About 50 La Penitence Market vendors are facing displacement with no definite relocation site as the Ministry of Public Works implements measures to ease the traffic build-up along the East Bank area during peak hours.
Vendors are adamant that their stalls are not impeding the smooth flow of traffic and they are left wondering where to go since a meeting convened with Road and Traffic Safety Engineer Nigel Erskine did not reveal any alternative accommodation for them.
On Tuesday, the Government Information Agency reported that the ministry had overlaid La Penitence carriageway from Punt Trench Dam to Broad Street, in keeping with plans to turn the stretch into a two-way road to ease traffic congestion during peak hours. Erskine said, “Currently vehicles can only come into Georgetown through Lombard Street, but what we are trying to facilitate here is to have another alternative entrance into the city. The entire carriageway into Saffon Street has been overlaid to allow free movement to two lanes of traffic in either direction.” The road has been one-way from 6am to 6pm for several years.
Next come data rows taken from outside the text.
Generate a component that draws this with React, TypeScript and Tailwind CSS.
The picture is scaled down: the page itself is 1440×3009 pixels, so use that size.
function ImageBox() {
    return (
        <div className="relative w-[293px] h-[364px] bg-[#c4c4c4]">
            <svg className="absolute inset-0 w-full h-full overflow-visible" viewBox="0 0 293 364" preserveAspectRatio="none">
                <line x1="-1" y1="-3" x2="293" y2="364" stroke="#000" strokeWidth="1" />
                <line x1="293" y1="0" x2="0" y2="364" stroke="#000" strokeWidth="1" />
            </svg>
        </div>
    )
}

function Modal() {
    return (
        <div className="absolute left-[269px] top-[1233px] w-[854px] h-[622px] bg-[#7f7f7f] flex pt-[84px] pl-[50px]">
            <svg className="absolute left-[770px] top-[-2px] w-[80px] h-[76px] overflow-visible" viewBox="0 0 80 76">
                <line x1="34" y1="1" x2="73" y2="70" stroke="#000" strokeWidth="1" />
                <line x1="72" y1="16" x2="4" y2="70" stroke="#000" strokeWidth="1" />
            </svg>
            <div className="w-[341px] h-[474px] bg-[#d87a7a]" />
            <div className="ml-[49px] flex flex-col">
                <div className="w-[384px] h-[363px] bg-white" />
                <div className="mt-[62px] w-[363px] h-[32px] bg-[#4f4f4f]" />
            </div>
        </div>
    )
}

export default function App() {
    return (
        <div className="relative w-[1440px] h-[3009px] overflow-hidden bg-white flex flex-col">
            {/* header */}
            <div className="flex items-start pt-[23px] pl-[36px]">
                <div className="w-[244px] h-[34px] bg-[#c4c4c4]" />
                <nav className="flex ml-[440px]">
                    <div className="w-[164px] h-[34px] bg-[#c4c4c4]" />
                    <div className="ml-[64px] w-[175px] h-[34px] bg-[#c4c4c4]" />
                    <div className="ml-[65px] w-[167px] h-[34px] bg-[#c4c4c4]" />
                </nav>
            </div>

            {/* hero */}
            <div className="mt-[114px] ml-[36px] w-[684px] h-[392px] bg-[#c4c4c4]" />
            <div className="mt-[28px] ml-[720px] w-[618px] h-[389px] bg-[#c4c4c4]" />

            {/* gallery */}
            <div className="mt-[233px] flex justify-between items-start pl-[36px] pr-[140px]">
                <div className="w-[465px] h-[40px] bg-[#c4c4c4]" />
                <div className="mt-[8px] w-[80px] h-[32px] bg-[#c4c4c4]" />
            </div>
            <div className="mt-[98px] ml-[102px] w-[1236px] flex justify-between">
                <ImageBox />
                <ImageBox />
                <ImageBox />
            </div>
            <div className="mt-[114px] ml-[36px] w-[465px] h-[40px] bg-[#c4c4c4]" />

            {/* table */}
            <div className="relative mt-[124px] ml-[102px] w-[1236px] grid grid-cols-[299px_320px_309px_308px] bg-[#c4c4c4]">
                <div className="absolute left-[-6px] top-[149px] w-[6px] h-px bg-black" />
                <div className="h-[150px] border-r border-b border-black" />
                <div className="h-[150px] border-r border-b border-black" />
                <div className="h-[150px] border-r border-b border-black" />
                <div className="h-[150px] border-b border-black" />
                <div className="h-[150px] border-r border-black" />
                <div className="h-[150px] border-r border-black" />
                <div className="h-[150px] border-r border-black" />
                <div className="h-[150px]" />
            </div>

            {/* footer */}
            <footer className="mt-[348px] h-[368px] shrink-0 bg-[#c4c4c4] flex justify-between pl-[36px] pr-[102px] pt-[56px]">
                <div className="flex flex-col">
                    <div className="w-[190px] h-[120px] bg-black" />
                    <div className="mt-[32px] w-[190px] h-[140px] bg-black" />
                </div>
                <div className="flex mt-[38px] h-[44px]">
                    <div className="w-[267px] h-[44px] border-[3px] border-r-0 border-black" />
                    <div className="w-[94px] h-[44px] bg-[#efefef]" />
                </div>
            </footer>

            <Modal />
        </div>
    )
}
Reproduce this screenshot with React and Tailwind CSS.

Erskine noted that on completion of the two lanes vehicles would be allowed to travel through Saffon Street and enter the city either from Sussex or Broad Street, using the secondary roads leading into the city.
At a meeting with vendors on Wednesday Erskine told those who plied their trade along Saffon Street that the changes would require them to relocate.
On Thursday, vendors told Stabroek News that they were against moving and noted that they were given short notice at the meeting. “The meeting wasn’t really to deal with our problem they just looking for solution to the traffic,” Gordon Watson, whose business has been operating at the market for some 75 years, said. “They tell we we gah move for our safety,” he added. The man also opined that the vendors stationed in the area are not the problem; rather congestion is caused by those who come from other markets to ply their trade there on Sundays. Watson also said that he suggested “that big container trucks use the back road and widen it a little” while the smaller vehicles can traverse the now two-way Saffon Street to ease congestion.
P Bhagwandia who has been vending at the location for 37 years, said it is unfair to ask vendors to move, as they had been paying rates to the Clerks of Market over the years. The woman pointed out that her stall is her sole source of income and she is now worried. “I go there expecting to hear about relocating but they ain’t tell me bout that they only tell we about opening the road. They lef we wondering wha gon happen,” she said.
“What I want to know, all these years we here, why the council taking rent from us and what they doing with that money?” a vendor who has been at the market for 16 years questioned. The frustrated woman added, “Where I gon go look for work now? We are barely making money fuh eat and pay rent. All the years they call it the market now they saying is the government place.”Another vendor says that she does not mind “pulling” in her stall a few feet but she too was adamant that the stalls were not impeding traffic. She did however point out that there is congestion on Sundays, which is market day.
A woman, who gave her name as Maureen and who said she had grown up with her mother vending at the market, said that the government has now put vendors in a “rough situation.” Maureen said that she is dependent on the few sales that her stall makes and “it gon cost we a lot” to relocate. She also said that the decision to have vendors relocate was made on short notice and noted that it may have been taken on Saturday when the mayor and ministry officials were inspecting the roads. Maureen also noted that a businessman had raised the issue of a pedestrian crossing at the meeting and early Thursday morning one was painted.
When this newspaper contacted Clerk of Market Schulder Griffith for a comment he said it was his job to work with vendors to find alternatives for relocation. He said too some vendors have met with him and have come up with a relocation proposal. When this newspaper contacted Works Minister Robeson Benn, he referred its queries to Erskine; however, efforts to contact Erskine proved futile.
Traffic congestion coming from the East Bank has been a longstanding issue with few solutions found. Recently, Home Affairs Minister Clement Rohee had signed an order barring slow-moving vehicles from using city streets and the East Bank Public Road between Houston and Timehri weekdays and on Saturdays from 7 am to 9am and from 4 pm to 6 pm.